Immediately upon the passage and approval of the act of February 11, 1859, appellee accepted the terms of the charter granted to it and proceeded to purchase land in the township of Lake View, upon which it opened and established a cemetery. Prior to the passage of the above-mentioned ordinance of 1867 by the board of trustees of the town of Lake View, appellee acquired additional land to enlarge its cemetery. After that ordinance was passed and the act of 1869 above mentioned was in effect, the town of Lake View filed a bill to restrain appellee from using lands owned by it outside the boundaries of its cemetery as fixed by the ordinance. It was held and decided in that case that the ordinance and act were invalid in so far as they attempted to prohibit the use by appellee for cemetery purposes of its lands acquired prior to the passage of the ordinance. Town of Lake View v. Rose Hill Cemetery Co., 70 Ill. 191, 22 Am. Rep. 71. Since the decision in that case, appellee has continued to own and operate its cemetery, which is known as Rosehill Cemetery. From time to time it bought additional land, which was added to the cemetery and became a part thereof. At the time its bill was filed appellee owned and operated as a cemetery approximately 320 acres of land located in the township of Lake View. That area was enclosed by fences. The northern boundary of the area is Peterson avenue, which is a paved street about 100 feet in width. About 1928 appellee erected a concrete wall about 7 feet in height along the northern boundary of this area to replace a wire fence that had been there for over thirty years. In the year 1902 appellee purchased a 20-acre tract of land north Peterson avenue. Title to this land was held in the name of other persons until September 5, 1917, when the title was placed in the name of appellee. In the year 1919 appellee purchased a 5-acre tract of land which lies immediately east of the 20-acre tract. These two tracts of land are contiguous and are located in the township of Lake View north of Peterson avenue, by which they are separated from the grounds owned and used by appellee as a cemetery.
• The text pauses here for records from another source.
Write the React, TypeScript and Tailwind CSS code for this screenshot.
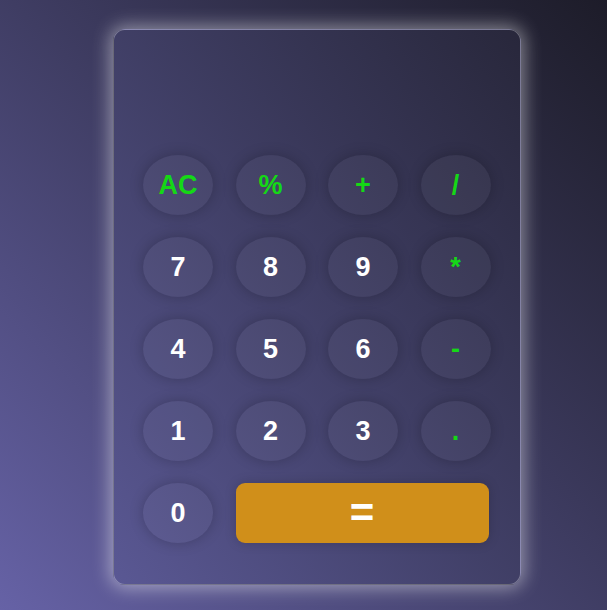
import React from "react";

const keys: { label: string; green?: boolean }[] = [
  { label: "AC", green: true },
  { label: "%", green: true },
  { label: "+", green: true },
  { label: "/", green: true },
  { label: "7" },
  { label: "8" },
  { label: "9" },
  { label: "*", green: true },
  { label: "4" },
  { label: "5" },
  { label: "6" },
  { label: "-", green: true },
  { label: "1" },
  { label: "2" },
  { label: "3" },
  { label: ".", green: true },
  { label: "0" },
];

export default function App() {
  return (
    <div
      className="w-full h-[610px] overflow-hidden bg-gradient-to-tr from-[#6662a6] to-[#1d1c29] pt-[29px] pl-[113px]"
      style={{ fontFamily: '"Liberation Sans", Arial, sans-serif' }}
    >
      <div className="w-[408px] h-[556px] rounded-[12px] border border-white/30 bg-gradient-to-tr from-[#5a5894] to-[#28273b] shadow-[0_0_18px_3px_rgba(255,255,255,0.45)] pt-[125px] pl-[29px]">
        <div className="grid grid-cols-[repeat(4,70px)] gap-x-[22.5px] gap-y-[22px]">
          {keys.map((k) => (
            <button
              key={k.label}
              className={`h-[60px] w-[70px] rounded-[50%] bg-white/[0.04] shadow-[0_0_14px_rgba(0,0,0,0.22)] flex items-center justify-center text-[27px] font-bold leading-none ${
                k.green ? "text-[#15d816]" : "text-white"
              }`}
            >
              {k.label}
            </button>
          ))}
          <button className="col-span-3 justify-self-start w-[253px] h-[60px] rounded-[9px] bg-[#d08f1a] shadow-[0_0_12px_rgba(0,0,0,0.18)] flex items-center justify-center text-[42px] font-bold leading-none text-white">
            =
          </button>
        </div>
      </div>
    </div>
  );
}
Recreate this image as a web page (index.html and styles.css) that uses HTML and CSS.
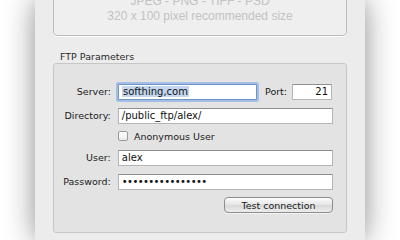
FILE: index.html
```html
<!DOCTYPE html>
<html lang="en">
<head>
    <meta charset="UTF-8">
    <title>FTP Parameters</title>
    <link rel="stylesheet" href="styles.css">
</head>
<body>
    <div class="window">
        <div class="dropzone">
            <div>JPEG - PNG - TIFF - PSD</div>
            <div>320 x 100 pixel recommended size</div>
        </div>

        <div class="group-title">FTP Parameters</div>
        <div class="group">
            <div class="row">
                <label class="label">Server:</label>
                <div class="field server focused"><span class="selected">softhing,com</span></div>
                <label class="port-label">Port:</label>
                <div class="field port">21</div>
            </div>
            <div class="row">
                <label class="label">Directory:</label>
                <div class="field wide">/public_ftp/alex/</div>
            </div>
            <div class="row check-row">
                <span class="checkbox"></span>
                <span>Anonymous User</span>
            </div>
            <div class="row">
                <label class="label">User:</label>
                <div class="field wide">alex</div>
            </div>
            <div class="row">
                <label class="label">Password:</label>
                <div class="field wide dots">••••••••••••••••</div>
            </div>
            <div class="actions">
                <button class="button">Test connection</button>
            </div>
        </div>
    </div>
</body>
</html>
```

FILE: styles.css
```css
* {
    margin: 0;
    padding: 0;
    box-sizing: border-box;
}

body {
    background: #ffffff;
    font-family: "DejaVu Sans", sans-serif;
    font-size: 9.5px;
    color: #1a1a1a;
    padding-left: 35px;
    height: 240px;
    overflow: hidden;
}

.window {
    width: 330px;
    height: 240px;
    background: #ececec;
    box-shadow: 0 0 28px rgba(0, 0, 0, 0.45);
    padding: 0 18px;
    overflow: hidden;
}

.dropzone {
    margin-top: -24px;
    height: 60px;
    background: #efefef;
    border: 1px solid #bcbcbc;
    border-radius: 4px;
    box-shadow: 0 1px 0 #ffffff;
    display: flex;
    flex-direction: column;
    justify-content: flex-end;
    align-items: center;
    padding-bottom: 11px;
    font-family: "Liberation Sans", sans-serif;
    font-size: 12px;
    line-height: 15px;
    color: #c2c2c2;
}

.group-title {
    margin: 15px 0 0 7px;
    line-height: 12px;
    height: 12px;
    color: #2a2a2a;
}

.group {
    height: 170px;
    background: #e3e3e3;
    border: 1px solid #c6c6c6;
    border-radius: 3px;
    padding: 19px 13px 0 0;
}

.row {
    display: flex;
    align-items: center;
    height: 17px;
    margin-bottom: 7px;
}

.label {
    width: 57px;
    text-align: right;
    margin-right: 7px;
}

.field {
    height: 16px;
    background: #ffffff;
    border: 1px solid #b4b4b4;
    border-top-color: #8e8e8e;
    padding: 0 3px;
    line-height: 14px;
    font-size: 10px;
    color: #111;
    white-space: nowrap;
    overflow: hidden;
}

.server {
    width: 139px;
}

.focused {
    border-color: #6f93c4;
    box-shadow: 0 0 0 2px #a3bfe3;
    border-radius: 1px;
}

.selected {
    background: #c3d6ee;
    padding: 0 1px;
}

.port-label {
    margin: 0 5px 0 8px;
}

.port {
    width: 40px;
    text-align: right;
}

.wide {
    width: 216px;
}

.dots {
    letter-spacing: -0.6px;
    font-size: 10px;
}

.check-row {
    padding-left: 64px;
    gap: 6px;
    height: 10px;
    margin-top: 3px;
    margin-bottom: 8px;
}

.checkbox {
    width: 10px;
    height: 10px;
    background: linear-gradient(#ffffff, #ececec);
    border: 1px solid #9a9a9a;
    border-radius: 2px;
}

.actions {
    display: flex;
    justify-content: flex-end;
    margin-top: 5px;
}

.button {
    width: 109px;
    height: 16px;
    font-family: "DejaVu Sans", sans-serif;
    font-size: 9.5px;
    color: #1a1a1a;
    background: linear-gradient(#fdfdfd, #e4e4e4 50%, #d8d8d8 51%, #ececec);
    border: 1px solid #8c8c8c;
    border-radius: 4px;
    box-shadow: 0 1px 0 rgba(255, 255, 255, 0.6);
}
```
So far as concerns these 25 acres of land, appellee has never made any attempt to comply with the ordinance of 1867 passed by the board of trustees of the town of Lake View or the act of March 29, 1869.

In 1918 appellee prepared a plat of the 20-acre tract as an addition to its cemetery. This plat was submitted to the superintendent of maps of the city of Chicago, and he refused to approve it because streets and alleys were not laid out through the tract. The plat was then filed with the recorder of deeds of Cook county, and he refused to record it because it had not been approved by the superintendent of maps. Appellee then filed a bill in the circuit court of Cook county against the city of Chicago, the superintendent of maps of the city, and the recorder of deeds to compel the approval and recording of the plat. The city and superintendent of maps demurred to the bill, and, after the demurrer was overruled, did not plead or answer, and the bill was taken as confessed as to them. The recorder filed an answer, and, after a hearing, a decree was entered as prayed for in the bill. No appeal or writ of error to review that decree was prosecuted. In December,1920, the plat of the 20-acre tract was recorded. In 1921 a plat of the 5-acre tract as an addition to appellee's cemetery was filed for record and recorded, and later in that same year a plat of the 20-acre tract and 5-acre tract as one tract and as an addition to appellee's cemetery was prepared, filed for record, and recorded....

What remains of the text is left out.